Elon Musk faces a trial over the roughly $2.5 billion pay package Tesla gave him in 2018
- Elon Musk is going to trial as part of a lawsuit over his reported 10-figure pay package from 2018.
- Musk got around $2.5 billion in stock options in 2018, according to reports.
Tesla CEO Elon Musk is going to trial after a shareholder filed a lawsuit over the tech billionaire's reported 10-figure compensation package from 2018.
CNBC reported that Musk, who also chairs Tesla's board and is its largest shareholder, got around $2.5 billion in stock options in 2018, while The New York Times put it at around $2.3 billion.
Shareholder Richard J. Tornetta sued Musk and Tesla's board in a class-action lawsuit in June 2018, which accused both parties of breaching their fiduciary duties and Musk of unjust enrichment over the company's CEO Performance Award.

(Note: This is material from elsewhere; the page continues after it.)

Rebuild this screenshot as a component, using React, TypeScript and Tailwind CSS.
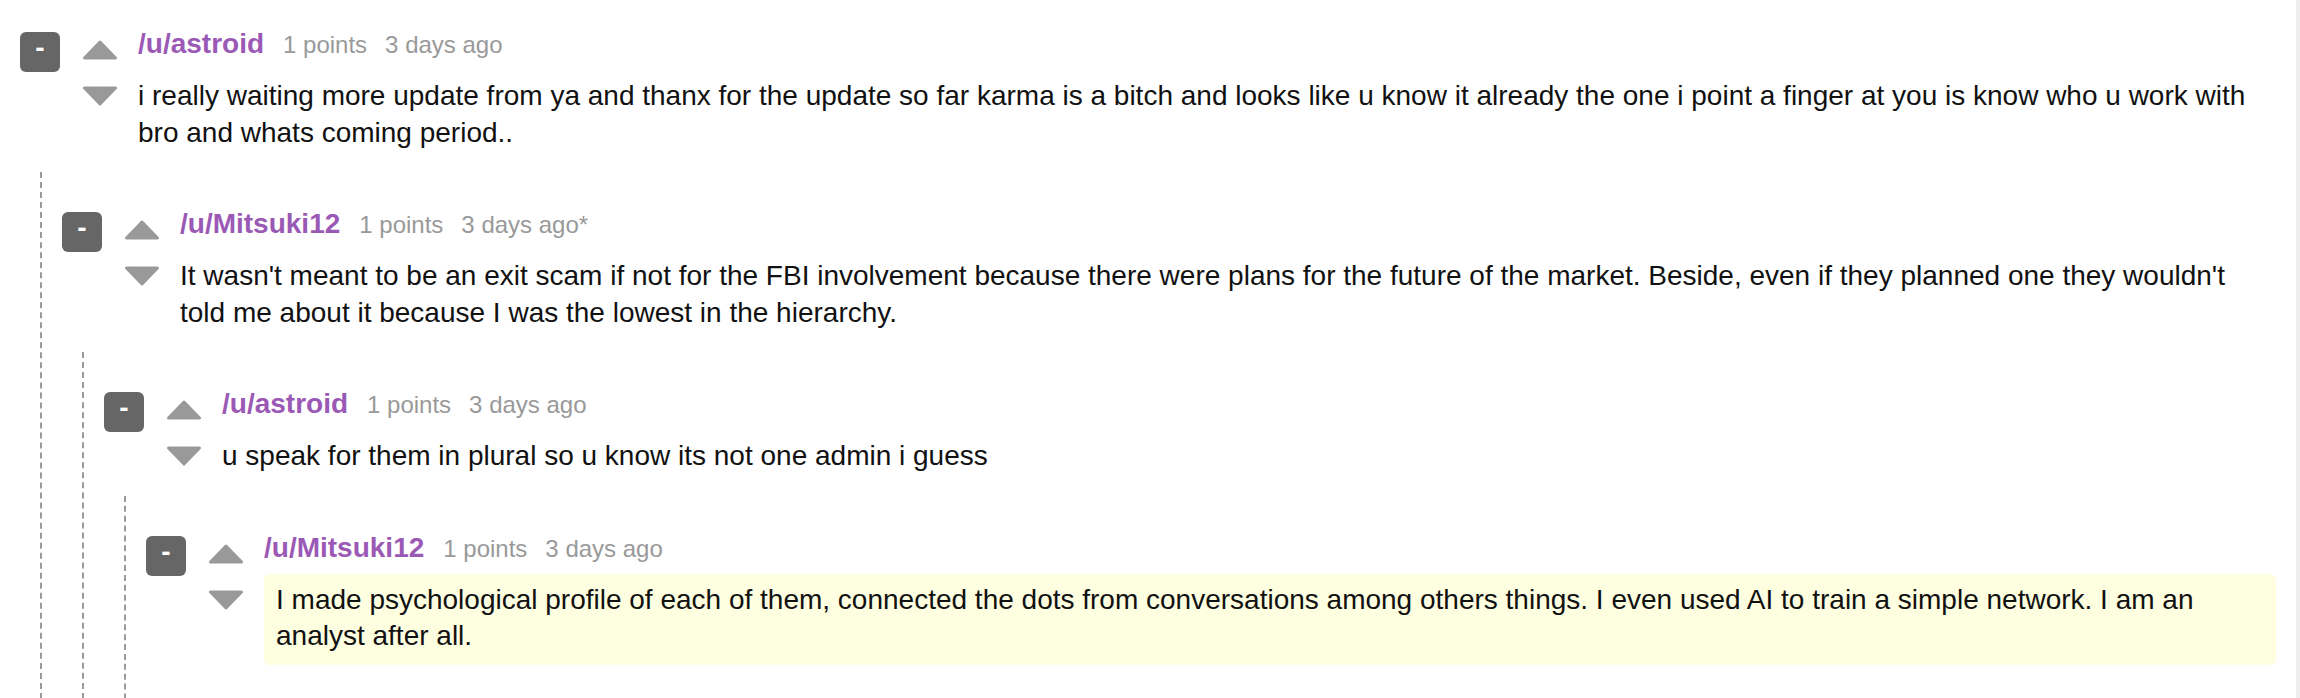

Tesla unveiled the 10-year performance award for Musk, who also leads SpaceX, in January 2018. The plan would incentivize Musk both to continue leading Tesla in the long term and helping the company achieving in goals, the company said in a proxy statement that February.
"Elon's compensation will be 100% aligned with the interests of our stockholders," Tesla wrote in the statement. The company said that he wouldn't get guaranteed compensation like a salary or cash bonuses, and would instead get stock options that would only vest if Testa did "extraordinarily well."
When the compensation plan was announced in January 2018, Musk was worth around $20 billion, according to the Bloomberg Billionaires Index. Tesla made around $11.75 billion in revenues in 2017.
The compensation agreement between Musk and Tesla is structured around a 10-year grant of 12 tranches of stock options, which would be vested based on Tesla hitting certain targets. At each tranch, Musk would get stock equal to 1% of outstanding shares at the time of the grant.
Tesla said that the preliminary aggregate fair value estimate of the plan was $2.6 billion at the time of its grant. The total package could end up being worth as much as $55.8 billion if Tesla's market capitalization reached close to $650 billion, the company said in the proxy statement.
But the compensation package resulted in backlash from some shareholders, including Tornetta, who felt it was too large.
The new plan was "unfair and "wholly unnecessary," Tornetta wrote in the lawsuit, adding that Musk already had a large equity stake in the company.
The plan was "beyond the bounds of reasonable judgment and is inexplicable on any grounds other than bad faith," the lawsuit said. It argued that Tesla's compensation committee was "fatally conflicted" and that its board couldn't make an independent judgment because of its members' close personal ties to Musk.
The lawsuit has led to a slew of legal filings between Tesla and Tornetta spanning more than three years, including requests for summary judgment.
"I am skeptical that this litigation can be resolved based on the undisputed facts," court chancellor Kathaleen St. Jude McCormick wrote in a filing in late February. She said that she was canceling oral argument on summary judgment motions currently scheduled for April.
"This case is going to trial," she wrote.
Tesla and lawyers for Tornetta didn't immediately respond to Insider's request for comment, made outside of regular working hours.
Musk is worth around $226 billion, according to the Bloomberg Billionaires Index, putting him as the world's wealthiest person. Around two-thirds of this is in Tesla equity.